The farming families of the Peace Community of San José de Apartadó in the Urabá region of Antioquia Department have suffered many tragedies over the past 27 years: murders, sexual violence, massive displacements, destruction of homes, usurpation of land, and burning of crops.
During April and May, Germán Graciano, the legal representative of the Peace Community, received phone calls with death threats. In mid-April, paramilitaries held a meeting with local leaders of community action boards in the township; at least one paramilitary threatened the extermination of the community. Threats reemerged after June 10 when a federal jury in Florida found Chiquita Brands liable for the killings of eight men (banana workers) between 1997 and 2004 and ordered Chiquita to pay their families $38.3 million in damages. Chiquita Brands has a history of abuses linked to its operations in the Urabá region of Antioquia Department, where the Peace Community has been located for the past 27 years.
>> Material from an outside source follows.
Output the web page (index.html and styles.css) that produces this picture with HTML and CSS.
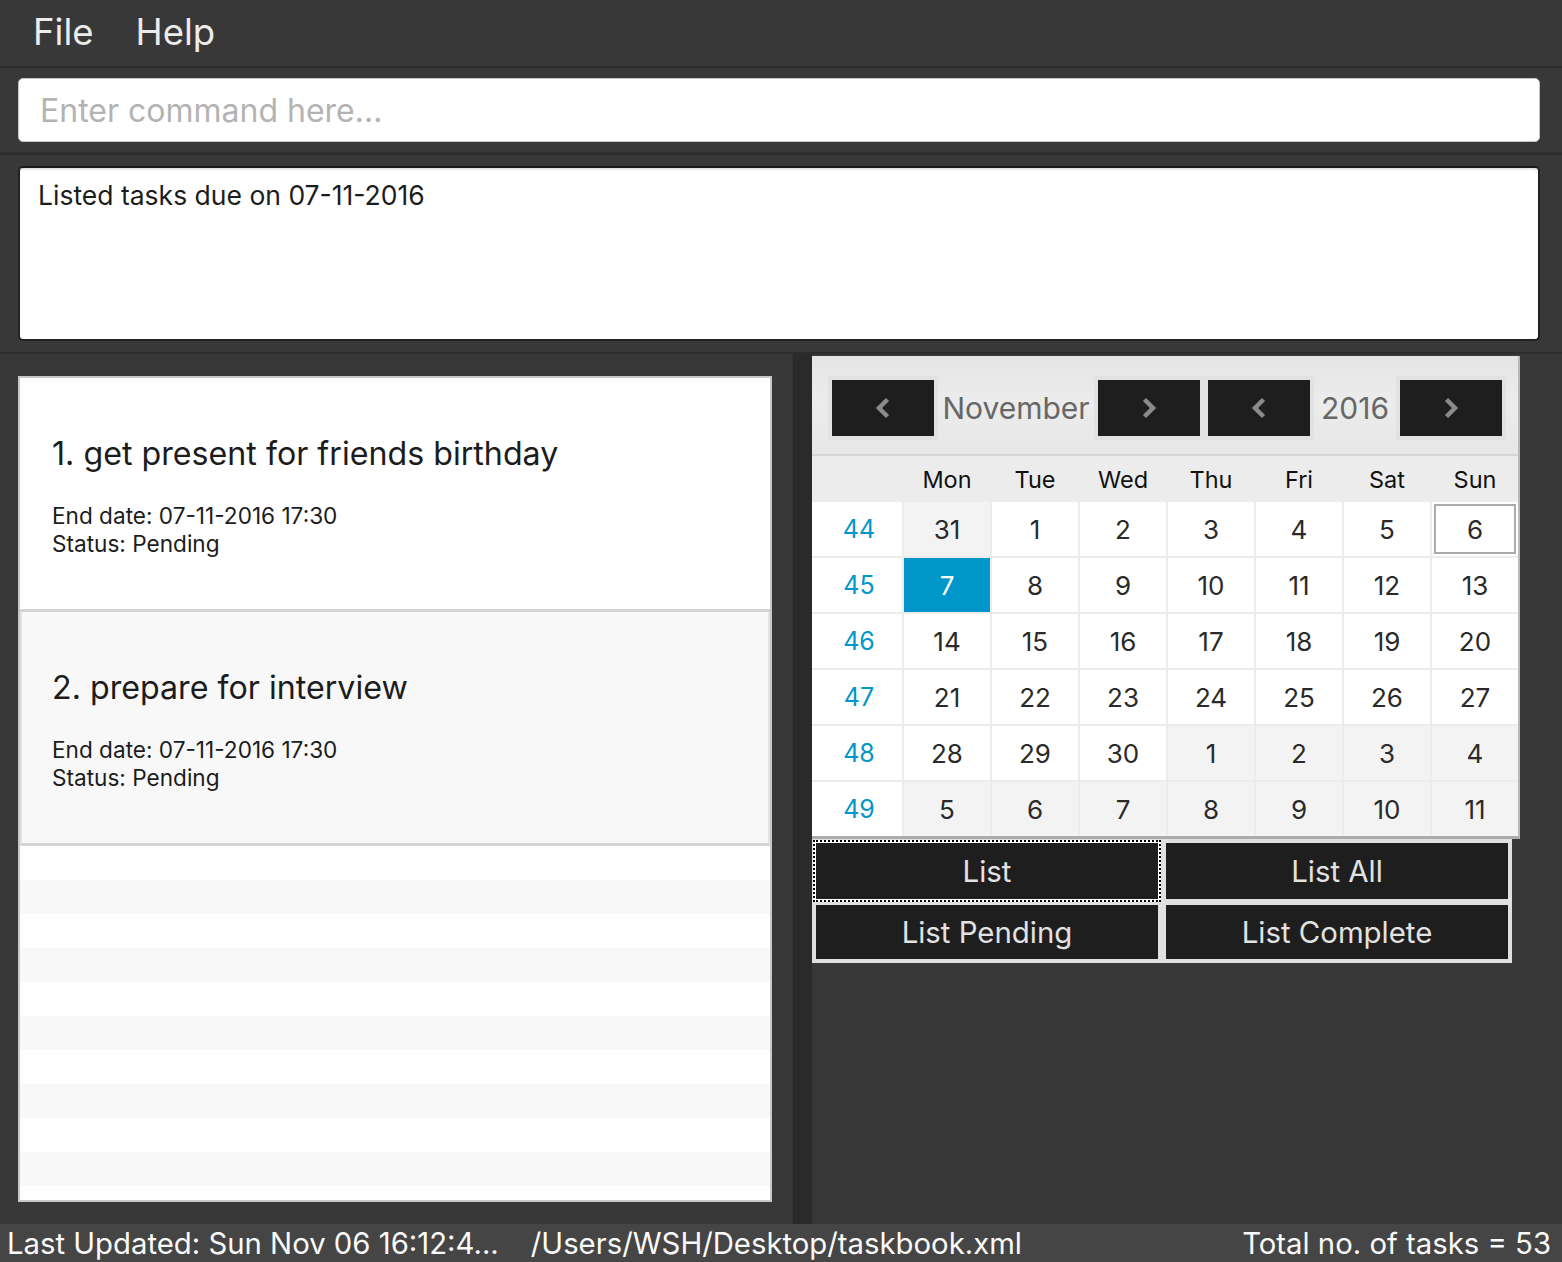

Seventeen years ago Chiquita admitted to paying more than $1 million to the paramilitaries who killed the banana workers.
We are urging that authorities in Colombia review the various precautionary and protective measures ordered since 1997 for the Peace Community of San José de Apartadó by the Inter-American Commission on Human Rights, the Inter-American Court of Human Rights, and the Constitutional Court of Colombia.